## Problem to solve
Give back the full listing verbatim, apart from its images.

## Data
——————

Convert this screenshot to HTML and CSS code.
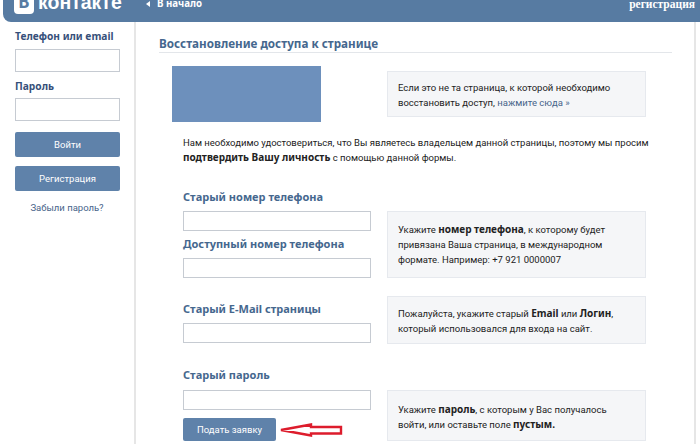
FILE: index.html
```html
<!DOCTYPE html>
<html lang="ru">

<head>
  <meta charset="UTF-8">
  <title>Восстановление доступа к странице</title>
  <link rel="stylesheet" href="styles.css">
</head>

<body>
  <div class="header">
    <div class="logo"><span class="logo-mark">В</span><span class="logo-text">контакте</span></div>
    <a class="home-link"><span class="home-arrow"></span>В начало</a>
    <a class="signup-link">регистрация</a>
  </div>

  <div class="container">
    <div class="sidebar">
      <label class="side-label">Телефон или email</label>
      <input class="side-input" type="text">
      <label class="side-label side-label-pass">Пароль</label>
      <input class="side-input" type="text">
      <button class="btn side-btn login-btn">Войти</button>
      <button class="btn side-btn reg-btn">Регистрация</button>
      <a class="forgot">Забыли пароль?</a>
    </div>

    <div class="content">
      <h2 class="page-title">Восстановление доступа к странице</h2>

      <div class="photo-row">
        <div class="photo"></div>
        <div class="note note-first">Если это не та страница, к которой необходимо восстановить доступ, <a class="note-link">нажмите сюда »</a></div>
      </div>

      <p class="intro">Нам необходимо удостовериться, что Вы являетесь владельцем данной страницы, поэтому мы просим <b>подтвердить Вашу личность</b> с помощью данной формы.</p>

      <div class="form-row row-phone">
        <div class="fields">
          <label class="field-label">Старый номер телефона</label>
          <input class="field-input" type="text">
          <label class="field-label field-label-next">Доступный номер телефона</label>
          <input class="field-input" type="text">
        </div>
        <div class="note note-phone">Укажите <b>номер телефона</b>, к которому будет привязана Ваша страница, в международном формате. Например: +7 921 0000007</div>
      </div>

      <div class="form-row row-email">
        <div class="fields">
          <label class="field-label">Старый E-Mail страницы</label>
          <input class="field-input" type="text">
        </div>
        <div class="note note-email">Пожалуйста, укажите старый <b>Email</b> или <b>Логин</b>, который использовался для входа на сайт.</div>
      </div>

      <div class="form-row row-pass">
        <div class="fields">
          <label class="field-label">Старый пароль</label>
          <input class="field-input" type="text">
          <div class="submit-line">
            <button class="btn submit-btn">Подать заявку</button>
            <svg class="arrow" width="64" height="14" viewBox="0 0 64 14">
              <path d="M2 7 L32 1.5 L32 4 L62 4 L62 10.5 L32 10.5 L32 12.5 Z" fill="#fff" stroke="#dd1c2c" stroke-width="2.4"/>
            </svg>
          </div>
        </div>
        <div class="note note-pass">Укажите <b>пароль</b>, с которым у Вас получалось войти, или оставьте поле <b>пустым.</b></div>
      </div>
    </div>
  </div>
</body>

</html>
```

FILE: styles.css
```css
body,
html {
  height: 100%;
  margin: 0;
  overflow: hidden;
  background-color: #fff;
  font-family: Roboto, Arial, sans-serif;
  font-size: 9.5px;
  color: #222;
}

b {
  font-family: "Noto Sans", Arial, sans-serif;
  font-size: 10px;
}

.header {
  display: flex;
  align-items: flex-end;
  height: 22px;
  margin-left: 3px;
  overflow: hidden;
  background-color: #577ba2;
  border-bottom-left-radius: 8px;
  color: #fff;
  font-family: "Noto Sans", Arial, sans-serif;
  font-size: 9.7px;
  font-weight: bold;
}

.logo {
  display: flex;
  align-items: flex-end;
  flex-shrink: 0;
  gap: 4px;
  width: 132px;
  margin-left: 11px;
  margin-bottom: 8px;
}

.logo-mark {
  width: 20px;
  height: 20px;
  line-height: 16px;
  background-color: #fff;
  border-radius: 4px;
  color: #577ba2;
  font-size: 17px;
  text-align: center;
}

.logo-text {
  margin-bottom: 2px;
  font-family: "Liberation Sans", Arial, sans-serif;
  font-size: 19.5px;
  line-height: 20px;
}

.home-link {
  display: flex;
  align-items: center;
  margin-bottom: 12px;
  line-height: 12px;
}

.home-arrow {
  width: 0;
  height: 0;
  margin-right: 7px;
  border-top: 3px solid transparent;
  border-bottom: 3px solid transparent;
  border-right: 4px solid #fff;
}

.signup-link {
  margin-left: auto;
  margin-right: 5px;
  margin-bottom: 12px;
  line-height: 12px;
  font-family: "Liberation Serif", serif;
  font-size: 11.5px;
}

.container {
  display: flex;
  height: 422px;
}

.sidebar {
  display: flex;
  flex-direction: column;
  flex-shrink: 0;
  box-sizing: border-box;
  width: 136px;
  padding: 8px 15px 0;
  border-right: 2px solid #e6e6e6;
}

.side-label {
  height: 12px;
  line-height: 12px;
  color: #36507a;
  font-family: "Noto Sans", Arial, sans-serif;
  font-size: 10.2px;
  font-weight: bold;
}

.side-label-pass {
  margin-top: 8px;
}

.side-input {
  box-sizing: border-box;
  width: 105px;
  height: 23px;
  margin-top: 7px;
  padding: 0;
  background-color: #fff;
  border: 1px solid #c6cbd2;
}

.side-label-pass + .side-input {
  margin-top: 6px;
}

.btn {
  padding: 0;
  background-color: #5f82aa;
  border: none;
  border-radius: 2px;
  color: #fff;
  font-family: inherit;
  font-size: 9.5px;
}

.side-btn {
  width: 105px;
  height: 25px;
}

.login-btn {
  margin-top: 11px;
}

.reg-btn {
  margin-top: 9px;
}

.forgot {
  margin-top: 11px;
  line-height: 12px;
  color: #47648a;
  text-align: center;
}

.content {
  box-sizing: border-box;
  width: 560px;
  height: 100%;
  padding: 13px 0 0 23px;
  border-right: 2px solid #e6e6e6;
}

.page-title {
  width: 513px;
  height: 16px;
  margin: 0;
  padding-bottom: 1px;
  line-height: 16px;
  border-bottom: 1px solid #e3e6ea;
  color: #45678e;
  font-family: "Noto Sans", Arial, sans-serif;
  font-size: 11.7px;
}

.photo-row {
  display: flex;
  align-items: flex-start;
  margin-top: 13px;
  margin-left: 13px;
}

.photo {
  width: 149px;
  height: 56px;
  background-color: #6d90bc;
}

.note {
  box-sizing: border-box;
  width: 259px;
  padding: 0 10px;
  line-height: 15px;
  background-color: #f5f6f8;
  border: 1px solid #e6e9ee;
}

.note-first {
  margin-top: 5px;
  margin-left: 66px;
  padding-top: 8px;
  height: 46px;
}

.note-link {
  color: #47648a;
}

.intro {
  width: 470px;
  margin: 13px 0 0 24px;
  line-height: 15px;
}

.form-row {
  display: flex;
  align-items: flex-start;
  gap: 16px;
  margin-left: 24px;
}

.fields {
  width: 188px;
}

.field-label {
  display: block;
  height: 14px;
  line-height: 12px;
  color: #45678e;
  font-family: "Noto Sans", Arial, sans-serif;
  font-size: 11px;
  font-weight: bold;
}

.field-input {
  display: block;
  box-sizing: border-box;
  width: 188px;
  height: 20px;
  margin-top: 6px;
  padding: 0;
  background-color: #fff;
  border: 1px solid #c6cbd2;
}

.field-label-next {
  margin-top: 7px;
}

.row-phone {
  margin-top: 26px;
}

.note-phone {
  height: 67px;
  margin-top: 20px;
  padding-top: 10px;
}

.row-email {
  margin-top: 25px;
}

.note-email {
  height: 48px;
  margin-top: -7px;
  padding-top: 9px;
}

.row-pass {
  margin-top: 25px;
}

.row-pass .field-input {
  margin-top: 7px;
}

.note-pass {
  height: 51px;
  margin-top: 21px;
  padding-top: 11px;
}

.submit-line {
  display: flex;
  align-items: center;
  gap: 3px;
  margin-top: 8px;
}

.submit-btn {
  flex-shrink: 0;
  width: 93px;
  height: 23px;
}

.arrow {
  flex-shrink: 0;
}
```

——————

## Solution to this problem
Convert this screenshot to HTML and CSS code.
FILE: index.html
```html
<!DOCTYPE html>
<html lang="ru">

<head>
  <meta charset="UTF-8">
  <title>Восстановление доступа к странице</title>
  <link rel="stylesheet" href="styles.css">
</head>

<body>
  <div class="header">
    <div class="logo"><span class="logo-mark">В</span><span class="logo-text">контакте</span></div>
    <a class="home-link"><span class="home-arrow"></span>В начало</a>
    <a class="signup-link">регистрация</a>
  </div>

  <div class="container">
    <div class="sidebar">
      <label class="side-label">Телефон или email</label>
      <input class="side-input" type="text">
      <label class="side-label side-label-pass">Пароль</label>
      <input class="side-input" type="text">
      <button class="btn side-btn login-btn">Войти</button>
      <button class="btn side-btn reg-btn">Регистрация</button>
      <a class="forgot">Забыли пароль?</a>
    </div>

    <div class="content">
      <h2 class="page-title">Восстановление доступа к странице</h2>

      <div class="photo-row">
        <div class="photo"></div>
        <div class="note note-first">Если это не та страница, к которой необходимо восстановить доступ, <a class="note-link">нажмите сюда »</a></div>
      </div>

      <p class="intro">Нам необходимо удостовериться, что Вы являетесь владельцем данной страницы, поэтому мы просим <b>подтвердить Вашу личность</b> с помощью данной формы.</p>

      <div class="form-row row-phone">
        <div class="fields">
          <label class="field-label">Старый номер телефона</label>
          <input class="field-input" type="text">
          <label class="field-label field-label-next">Доступный номер телефона</label>
          <input class="field-input" type="text">
        </div>
        <div class="note note-phone">Укажите <b>номер телефона</b>, к которому будет привязана Ваша страница, в международном формате. Например: +7 921 0000007</div>
      </div>

      <div class="form-row row-email">
        <div class="fields">
          <label class="field-label">Старый E-Mail страницы</label>
          <input class="field-input" type="text">
        </div>
        <div class="note note-email">Пожалуйста, укажите старый <b>Email</b> или <b>Логин</b>, который использовался для входа на сайт.</div>
      </div>

      <div class="form-row row-pass">
        <div class="fields">
          <label class="field-label">Старый пароль</label>
          <input class="field-input" type="text">
          <div class="submit-line">
            <button class="btn submit-btn">Подать заявку</button>
            <svg class="arrow" width="64" height="14" viewBox="0 0 64 14">
              <path d="M2 7 L32 1.5 L32 4 L62 4 L62 10.5 L32 10.5 L32 12.5 Z" fill="#fff" stroke="#dd1c2c" stroke-width="2.4"/>
            </svg>
          </div>
        </div>
        <div class="note note-pass">Укажите <b>пароль</b>, с которым у Вас получалось войти, или оставьте поле <b>пустым.</b></div>
      </div>
    </div>
  </div>
</body>

</html>
```

FILE: styles.css
```css
body,
html {
  height: 100%;
  margin: 0;
  overflow: hidden;
  background-color: #fff;
  font-family: Roboto, Arial, sans-serif;
  font-size: 9.5px;
  color: #222;
}

b {
  font-family: "Noto Sans", Arial, sans-serif;
  font-size: 10px;
}

.header {
  display: flex;
  align-items: flex-end;
  height: 22px;
  margin-left: 3px;
  overflow: hidden;
  background-color: #577ba2;
  border-bottom-left-radius: 8px;
  color: #fff;
  font-family: "Noto Sans", Arial, sans-serif;
  font-size: 9.7px;
  font-weight: bold;
}

.logo {
  display: flex;
  align-items: flex-end;
  flex-shrink: 0;
  gap: 4px;
  width: 132px;
  margin-left: 11px;
  margin-bottom: 8px;
}

.logo-mark {
  width: 20px;
  height: 20px;
  line-height: 16px;
  background-color: #fff;
  border-radius: 4px;
  color: #577ba2;
  font-size: 17px;
  text-align: center;
}

.logo-text {
  margin-bottom: 2px;
  font-family: "Liberation Sans", Arial, sans-serif;
  font-size: 19.5px;
  line-height: 20px;
}

.home-link {
  display: flex;
  align-items: center;
  margin-bottom: 12px;
  line-height: 12px;
}

.home-arrow {
  width: 0;
  height: 0;
  margin-right: 7px;
  border-top: 3px solid transparent;
  border-bottom: 3px solid transparent;
  border-right: 4px solid #fff;
}

.signup-link {
  margin-left: auto;
  margin-right: 5px;
  margin-bottom: 12px;
  line-height: 12px;
  font-family: "Liberation Serif", serif;
  font-size: 11.5px;
}

.container {
  display: flex;
  height: 422px;
}

.sidebar {
  display: flex;
  flex-direction: column;
  flex-shrink: 0;
  box-sizing: border-box;
  width: 136px;
  padding: 8px 15px 0;
  border-right: 2px solid #e6e6e6;
}

.side-label {
  height: 12px;
  line-height: 12px;
  color: #36507a;
  font-family: "Noto Sans", Arial, sans-serif;
  font-size: 10.2px;
  font-weight: bold;
}

.side-label-pass {
  margin-top: 8px;
}

.side-input {
  box-sizing: border-box;
  width: 105px;
  height: 23px;
  margin-top: 7px;
  padding: 0;
  background-color: #fff;
  border: 1px solid #c6cbd2;
}

.side-label-pass + .side-input {
  margin-top: 6px;
}

.btn {
  padding: 0;
  background-color: #5f82aa;
  border: none;
  border-radius: 2px;
  color: #fff;
  font-family: inherit;
  font-size: 9.5px;
}

.side-btn {
  width: 105px;
  height: 25px;
}

.login-btn {
  margin-top: 11px;
}

.reg-btn {
  margin-top: 9px;
}

.forgot {
  margin-top: 11px;
  line-height: 12px;
  color: #47648a;
  text-align: center;
}

.content {
  box-sizing: border-box;
  width: 560px;
  height: 100%;
  padding: 13px 0 0 23px;
  border-right: 2px solid #e6e6e6;
}

.page-title {
  width: 513px;
  height: 16px;
  margin: 0;
  padding-bottom: 1px;
  line-height: 16px;
  border-bottom: 1px solid #e3e6ea;
  color: #45678e;
  font-family: "Noto Sans", Arial, sans-serif;
  font-size: 11.7px;
}

.photo-row {
  display: flex;
  align-items: flex-start;
  margin-top: 13px;
  margin-left: 13px;
}

.photo {
  width: 149px;
  height: 56px;
  background-color: #6d90bc;
}

.note {
  box-sizing: border-box;
  width: 259px;
  padding: 0 10px;
  line-height: 15px;
  background-color: #f5f6f8;
  border: 1px solid #e6e9ee;
}

.note-first {
  margin-top: 5px;
  margin-left: 66px;
  padding-top: 8px;
  height: 46px;
}

.note-link {
  color: #47648a;
}

.intro {
  width: 470px;
  margin: 13px 0 0 24px;
  line-height: 15px;
}

.form-row {
  display: flex;
  align-items: flex-start;
  gap: 16px;
  margin-left: 24px;
}

.fields {
  width: 188px;
}

.field-label {
  display: block;
  height: 14px;
  line-height: 12px;
  color: #45678e;
  font-family: "Noto Sans", Arial, sans-serif;
  font-size: 11px;
  font-weight: bold;
}

.field-input {
  display: block;
  box-sizing: border-box;
  width: 188px;
  height: 20px;
  margin-top: 6px;
  padding: 0;
  background-color: #fff;
  border: 1px solid #c6cbd2;
}

.field-label-next {
  margin-top: 7px;
}

.row-phone {
  margin-top: 26px;
}

.note-phone {
  height: 67px;
  margin-top: 20px;
  padding-top: 10px;
}

.row-email {
  margin-top: 25px;
}

.note-email {
  height: 48px;
  margin-top: -7px;
  padding-top: 9px;
}

.row-pass {
  margin-top: 25px;
}

.row-pass .field-input {
  margin-top: 7px;
}

.note-pass {
  height: 51px;
  margin-top: 21px;
  padding-top: 11px;
}

.submit-line {
  display: flex;
  align-items: center;
  gap: 3px;
  margin-top: 8px;
}

.submit-btn {
  flex-shrink: 0;
  width: 93px;
  height: 23px;
}

.arrow {
  flex-shrink: 0;
}
```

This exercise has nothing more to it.